The Taylor family is now awaiting the results of an FBI investigation into whether Taylor’s civil rights were violated. They’re also thinking about other ways to advance racial justice amid the ongoing calls from community activists.

On Friday, protesters — some of whom brought their dogs — marched through Louisville with a purple banner with Taylor’s name on it. They danced and chanted “bow for Breonna.” Some handed out pizza or water. Earlier, as they gathered, some people were trying to register voters.

Police in Louisville later blocked the route of a protest march, warning demonstrators they could face arrest for unlawful assembly. Then marchers began turning around after a tense encounter with helmeted police in riot gear.

Marchers were headed through Louisville’s downtown Friday evening when they came upon a number of police officers lined up near an underpass.
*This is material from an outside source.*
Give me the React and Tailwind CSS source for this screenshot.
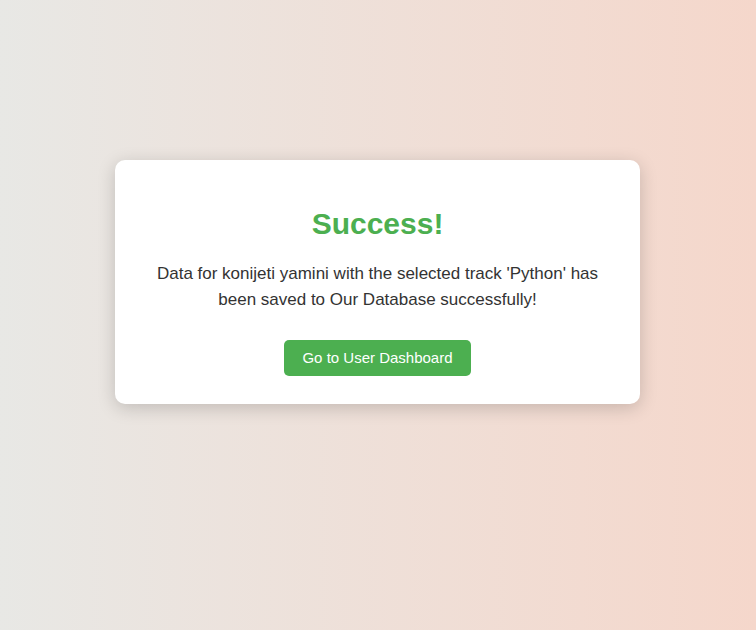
import React from 'react';

function App() {
  return (
    <div
      className="min-h-screen w-full bg-gradient-to-r from-[#e8e8e5] to-[#f5d7cb] pt-[160px]"
      style={{ fontFamily: '"Liberation Sans", Arial, sans-serif' }}
    >
      <div className="ml-[115px] w-[525px] rounded-[10px] bg-white px-10 pt-[46px] pb-[28px] text-center shadow-[0_4px_18px_rgba(0,0,0,0.18)]">
        <h1 className="text-[30px] font-bold leading-[35px] text-[#4caf50]">Success!</h1>
        <p className="mt-[20px] text-[17px] leading-[26px] text-[#333333]">
          Data for konijeti yamini with the selected track 'Python' has been saved to Our Database successfully!
        </p>
        <button className="mt-[27px] h-[36px] rounded-[5px] bg-[#4caf50] px-[18px] text-[15px] text-white">
          Go to User Dashboard
        </button>
      </div>
    </div>
  );
}

export default App;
Associated Press journalists in Louisville saw — and video showed — some officers firing flash bang devices. Amid ensuing confusion, marchers pulled back but seemed to remain peaceful.

At least two people could be seen being taken into custody near the underpass in police video streamed online.

Some protesters argued with police that the march was peaceful. Others pleaded with the crowd to take to the sidewalks and retreat. People dispersed in different directions.

At least 24 people were arrested in the Louisville protests Thursday night that authorities said resulted in some vandalism. Among those arrested was state Rep. Attica Scott, a Louisville Democrat, who said she was detained minutes before a curfew started as she headed toward a church that protesters were congregating in.

“It’s clear that this alphabet soup of law enforcement that’s here in Louisville, both local, state and federal law enforcement, are preparing for battle, for war against the people they are supposed to protect and serve,” Scott said Friday after spending the night in jail.

The curfew in Louisville will continue through the weekend, and the governor called up the National Guard for “limited missions.”

The Associated Press contributed to this report.